"""

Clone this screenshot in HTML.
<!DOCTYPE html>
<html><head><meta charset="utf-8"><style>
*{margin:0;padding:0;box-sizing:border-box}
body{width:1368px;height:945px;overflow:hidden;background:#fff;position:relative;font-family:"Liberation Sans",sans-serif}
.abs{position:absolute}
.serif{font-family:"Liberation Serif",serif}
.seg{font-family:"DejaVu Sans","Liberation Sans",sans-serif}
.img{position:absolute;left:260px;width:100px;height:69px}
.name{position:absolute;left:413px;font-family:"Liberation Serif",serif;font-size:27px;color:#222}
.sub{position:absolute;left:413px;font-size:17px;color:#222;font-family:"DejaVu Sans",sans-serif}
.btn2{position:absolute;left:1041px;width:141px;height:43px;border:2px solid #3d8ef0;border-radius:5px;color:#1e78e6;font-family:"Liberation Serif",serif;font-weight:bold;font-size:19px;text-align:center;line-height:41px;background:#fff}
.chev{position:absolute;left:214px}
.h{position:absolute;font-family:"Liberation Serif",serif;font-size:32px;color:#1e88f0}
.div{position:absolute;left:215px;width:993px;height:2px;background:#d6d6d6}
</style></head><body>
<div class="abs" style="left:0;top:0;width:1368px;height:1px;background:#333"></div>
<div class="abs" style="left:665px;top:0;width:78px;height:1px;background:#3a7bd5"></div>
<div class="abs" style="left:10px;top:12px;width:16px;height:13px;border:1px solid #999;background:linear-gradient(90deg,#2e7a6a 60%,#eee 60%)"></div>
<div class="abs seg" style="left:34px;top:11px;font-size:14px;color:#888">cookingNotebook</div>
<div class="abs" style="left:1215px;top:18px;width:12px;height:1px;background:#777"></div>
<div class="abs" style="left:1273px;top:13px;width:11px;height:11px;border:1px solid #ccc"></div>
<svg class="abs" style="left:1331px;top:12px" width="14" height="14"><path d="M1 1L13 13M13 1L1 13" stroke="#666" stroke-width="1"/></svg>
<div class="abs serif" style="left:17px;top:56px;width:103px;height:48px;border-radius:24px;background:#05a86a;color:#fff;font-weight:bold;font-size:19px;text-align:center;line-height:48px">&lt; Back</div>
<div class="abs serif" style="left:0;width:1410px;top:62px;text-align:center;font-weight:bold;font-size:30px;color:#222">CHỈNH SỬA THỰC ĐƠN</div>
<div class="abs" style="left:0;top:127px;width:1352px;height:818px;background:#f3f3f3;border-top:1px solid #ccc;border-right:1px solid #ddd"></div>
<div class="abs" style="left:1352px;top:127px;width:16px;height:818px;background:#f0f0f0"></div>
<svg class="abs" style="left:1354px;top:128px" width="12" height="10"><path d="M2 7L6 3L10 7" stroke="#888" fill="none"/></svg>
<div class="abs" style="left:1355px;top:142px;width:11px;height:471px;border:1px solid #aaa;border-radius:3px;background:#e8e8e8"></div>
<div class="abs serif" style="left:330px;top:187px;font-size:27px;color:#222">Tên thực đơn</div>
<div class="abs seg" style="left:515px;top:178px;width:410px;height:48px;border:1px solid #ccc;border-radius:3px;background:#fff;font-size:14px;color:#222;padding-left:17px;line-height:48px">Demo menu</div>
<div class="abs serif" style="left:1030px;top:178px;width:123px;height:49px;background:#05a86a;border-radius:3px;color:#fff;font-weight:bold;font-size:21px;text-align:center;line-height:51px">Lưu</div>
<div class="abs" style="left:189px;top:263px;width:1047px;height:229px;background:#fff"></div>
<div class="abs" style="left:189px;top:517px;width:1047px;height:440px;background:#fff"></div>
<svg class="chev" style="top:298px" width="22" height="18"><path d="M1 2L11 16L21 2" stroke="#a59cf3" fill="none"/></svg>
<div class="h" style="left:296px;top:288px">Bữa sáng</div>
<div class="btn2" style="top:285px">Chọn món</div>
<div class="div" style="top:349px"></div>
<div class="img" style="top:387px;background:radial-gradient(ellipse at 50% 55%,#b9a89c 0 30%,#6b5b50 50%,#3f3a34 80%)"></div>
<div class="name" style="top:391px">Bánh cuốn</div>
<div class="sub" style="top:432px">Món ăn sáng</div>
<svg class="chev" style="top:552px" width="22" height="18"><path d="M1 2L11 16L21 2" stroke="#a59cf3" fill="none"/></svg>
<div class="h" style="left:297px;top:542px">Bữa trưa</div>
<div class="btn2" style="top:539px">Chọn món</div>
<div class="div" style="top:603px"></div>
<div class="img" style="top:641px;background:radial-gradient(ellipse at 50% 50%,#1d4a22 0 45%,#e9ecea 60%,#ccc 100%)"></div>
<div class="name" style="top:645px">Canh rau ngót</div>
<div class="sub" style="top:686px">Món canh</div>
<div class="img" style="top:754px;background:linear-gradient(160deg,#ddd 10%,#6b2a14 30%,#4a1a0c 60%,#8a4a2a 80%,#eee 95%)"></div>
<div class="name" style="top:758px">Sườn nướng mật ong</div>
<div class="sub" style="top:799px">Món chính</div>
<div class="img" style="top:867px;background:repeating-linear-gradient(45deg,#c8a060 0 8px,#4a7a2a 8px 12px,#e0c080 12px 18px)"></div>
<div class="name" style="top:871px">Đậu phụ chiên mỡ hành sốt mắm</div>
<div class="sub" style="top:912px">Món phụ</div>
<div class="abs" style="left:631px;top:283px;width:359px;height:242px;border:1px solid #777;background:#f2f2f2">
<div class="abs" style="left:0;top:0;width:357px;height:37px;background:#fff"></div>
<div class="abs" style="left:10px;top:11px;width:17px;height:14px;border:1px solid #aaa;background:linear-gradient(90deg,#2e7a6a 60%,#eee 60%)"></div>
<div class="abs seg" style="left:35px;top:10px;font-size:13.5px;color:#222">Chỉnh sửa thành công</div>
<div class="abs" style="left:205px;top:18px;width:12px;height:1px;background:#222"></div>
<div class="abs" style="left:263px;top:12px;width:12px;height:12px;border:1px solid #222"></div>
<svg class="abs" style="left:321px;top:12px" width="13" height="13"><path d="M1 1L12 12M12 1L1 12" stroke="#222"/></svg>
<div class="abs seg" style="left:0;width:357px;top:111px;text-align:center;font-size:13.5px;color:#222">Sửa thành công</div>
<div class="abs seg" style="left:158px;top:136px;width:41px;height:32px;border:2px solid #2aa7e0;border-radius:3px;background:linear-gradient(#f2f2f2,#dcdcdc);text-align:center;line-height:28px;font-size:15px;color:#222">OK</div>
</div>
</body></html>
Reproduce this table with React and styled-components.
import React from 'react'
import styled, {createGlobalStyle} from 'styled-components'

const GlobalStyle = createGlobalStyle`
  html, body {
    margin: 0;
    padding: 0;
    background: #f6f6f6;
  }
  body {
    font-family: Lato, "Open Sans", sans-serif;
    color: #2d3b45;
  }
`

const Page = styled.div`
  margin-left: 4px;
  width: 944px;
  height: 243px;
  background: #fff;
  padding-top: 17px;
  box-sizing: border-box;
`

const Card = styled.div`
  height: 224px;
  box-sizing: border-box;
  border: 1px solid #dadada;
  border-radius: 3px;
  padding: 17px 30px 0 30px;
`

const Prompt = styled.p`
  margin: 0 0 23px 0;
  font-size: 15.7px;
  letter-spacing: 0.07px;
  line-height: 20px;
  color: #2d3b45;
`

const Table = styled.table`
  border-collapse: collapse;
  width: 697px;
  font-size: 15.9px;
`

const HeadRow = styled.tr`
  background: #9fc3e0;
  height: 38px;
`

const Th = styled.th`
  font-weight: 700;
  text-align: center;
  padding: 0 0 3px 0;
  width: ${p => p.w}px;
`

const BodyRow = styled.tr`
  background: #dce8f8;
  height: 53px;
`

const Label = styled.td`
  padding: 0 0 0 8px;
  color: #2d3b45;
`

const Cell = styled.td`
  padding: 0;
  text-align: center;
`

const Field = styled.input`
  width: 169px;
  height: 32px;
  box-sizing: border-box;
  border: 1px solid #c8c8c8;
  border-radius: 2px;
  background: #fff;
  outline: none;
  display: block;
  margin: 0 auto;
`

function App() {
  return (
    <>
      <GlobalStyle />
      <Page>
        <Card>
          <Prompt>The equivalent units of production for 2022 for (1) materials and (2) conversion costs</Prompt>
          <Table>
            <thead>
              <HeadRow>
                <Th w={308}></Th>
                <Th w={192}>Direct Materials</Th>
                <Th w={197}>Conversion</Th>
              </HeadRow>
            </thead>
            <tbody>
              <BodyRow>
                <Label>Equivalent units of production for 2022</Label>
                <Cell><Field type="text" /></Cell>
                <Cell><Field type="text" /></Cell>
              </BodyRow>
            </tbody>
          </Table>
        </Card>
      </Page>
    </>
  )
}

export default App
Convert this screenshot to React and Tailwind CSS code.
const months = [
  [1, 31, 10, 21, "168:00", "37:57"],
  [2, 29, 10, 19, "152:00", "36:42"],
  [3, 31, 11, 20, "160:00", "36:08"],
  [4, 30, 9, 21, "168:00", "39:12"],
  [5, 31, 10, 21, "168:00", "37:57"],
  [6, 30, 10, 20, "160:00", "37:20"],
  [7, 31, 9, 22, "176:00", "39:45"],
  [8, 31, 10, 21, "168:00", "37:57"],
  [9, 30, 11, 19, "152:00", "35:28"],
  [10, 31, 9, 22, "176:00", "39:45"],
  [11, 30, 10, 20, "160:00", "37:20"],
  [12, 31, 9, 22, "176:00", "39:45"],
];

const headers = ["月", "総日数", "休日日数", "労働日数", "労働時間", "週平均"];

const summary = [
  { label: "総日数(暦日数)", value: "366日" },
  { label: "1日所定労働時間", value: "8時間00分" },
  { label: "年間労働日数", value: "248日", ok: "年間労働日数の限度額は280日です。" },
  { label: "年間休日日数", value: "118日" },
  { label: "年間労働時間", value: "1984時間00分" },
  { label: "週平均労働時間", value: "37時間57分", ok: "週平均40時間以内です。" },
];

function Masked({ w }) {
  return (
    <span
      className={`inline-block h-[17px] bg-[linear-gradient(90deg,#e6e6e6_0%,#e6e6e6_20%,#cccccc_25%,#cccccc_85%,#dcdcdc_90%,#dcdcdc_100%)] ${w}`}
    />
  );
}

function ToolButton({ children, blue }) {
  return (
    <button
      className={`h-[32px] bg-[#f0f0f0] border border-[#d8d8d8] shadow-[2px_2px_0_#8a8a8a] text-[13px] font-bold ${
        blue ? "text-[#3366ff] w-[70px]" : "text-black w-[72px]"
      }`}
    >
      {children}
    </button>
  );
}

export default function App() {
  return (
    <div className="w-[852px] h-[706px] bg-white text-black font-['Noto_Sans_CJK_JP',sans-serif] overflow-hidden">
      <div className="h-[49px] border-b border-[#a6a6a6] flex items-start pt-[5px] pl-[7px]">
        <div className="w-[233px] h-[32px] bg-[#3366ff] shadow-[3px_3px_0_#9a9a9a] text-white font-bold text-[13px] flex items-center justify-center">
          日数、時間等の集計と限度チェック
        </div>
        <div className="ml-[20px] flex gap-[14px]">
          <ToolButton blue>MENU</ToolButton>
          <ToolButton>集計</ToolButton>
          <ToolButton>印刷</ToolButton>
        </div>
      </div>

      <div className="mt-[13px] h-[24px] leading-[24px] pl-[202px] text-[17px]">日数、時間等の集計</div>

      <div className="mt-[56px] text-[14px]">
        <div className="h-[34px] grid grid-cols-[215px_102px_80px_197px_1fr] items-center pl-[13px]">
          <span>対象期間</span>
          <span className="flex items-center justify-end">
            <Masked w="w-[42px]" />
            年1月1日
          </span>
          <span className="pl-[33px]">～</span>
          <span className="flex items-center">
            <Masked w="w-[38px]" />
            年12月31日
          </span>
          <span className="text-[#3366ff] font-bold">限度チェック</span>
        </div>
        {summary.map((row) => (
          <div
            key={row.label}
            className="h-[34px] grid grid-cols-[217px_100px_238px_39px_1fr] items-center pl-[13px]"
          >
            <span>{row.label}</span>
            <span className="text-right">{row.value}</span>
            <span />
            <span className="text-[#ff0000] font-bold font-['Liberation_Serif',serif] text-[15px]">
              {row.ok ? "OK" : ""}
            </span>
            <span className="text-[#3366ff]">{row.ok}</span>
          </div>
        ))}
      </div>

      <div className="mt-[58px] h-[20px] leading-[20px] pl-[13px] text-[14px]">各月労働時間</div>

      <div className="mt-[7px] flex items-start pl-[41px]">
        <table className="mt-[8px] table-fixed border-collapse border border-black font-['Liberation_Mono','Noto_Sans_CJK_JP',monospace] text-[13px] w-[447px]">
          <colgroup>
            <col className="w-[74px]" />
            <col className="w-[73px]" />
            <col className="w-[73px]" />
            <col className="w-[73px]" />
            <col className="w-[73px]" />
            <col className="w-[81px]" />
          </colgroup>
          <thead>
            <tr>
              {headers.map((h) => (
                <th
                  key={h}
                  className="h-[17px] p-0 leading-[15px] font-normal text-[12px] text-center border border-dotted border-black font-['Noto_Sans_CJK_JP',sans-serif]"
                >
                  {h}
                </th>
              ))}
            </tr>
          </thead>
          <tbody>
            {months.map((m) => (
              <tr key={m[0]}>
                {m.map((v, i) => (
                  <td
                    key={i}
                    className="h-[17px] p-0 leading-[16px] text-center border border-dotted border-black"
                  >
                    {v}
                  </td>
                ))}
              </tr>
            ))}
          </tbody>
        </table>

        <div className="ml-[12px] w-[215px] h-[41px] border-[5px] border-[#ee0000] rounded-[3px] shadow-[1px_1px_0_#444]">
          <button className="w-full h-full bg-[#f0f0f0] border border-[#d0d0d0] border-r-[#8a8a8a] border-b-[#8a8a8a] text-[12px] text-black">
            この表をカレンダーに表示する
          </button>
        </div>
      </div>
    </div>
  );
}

"""

_Aim_
Read the entries and show each line that mentions "components".

_Result of the task_
Reproduce this table with React and styled-components.
import styled, {createGlobalStyle} from 'styled-components'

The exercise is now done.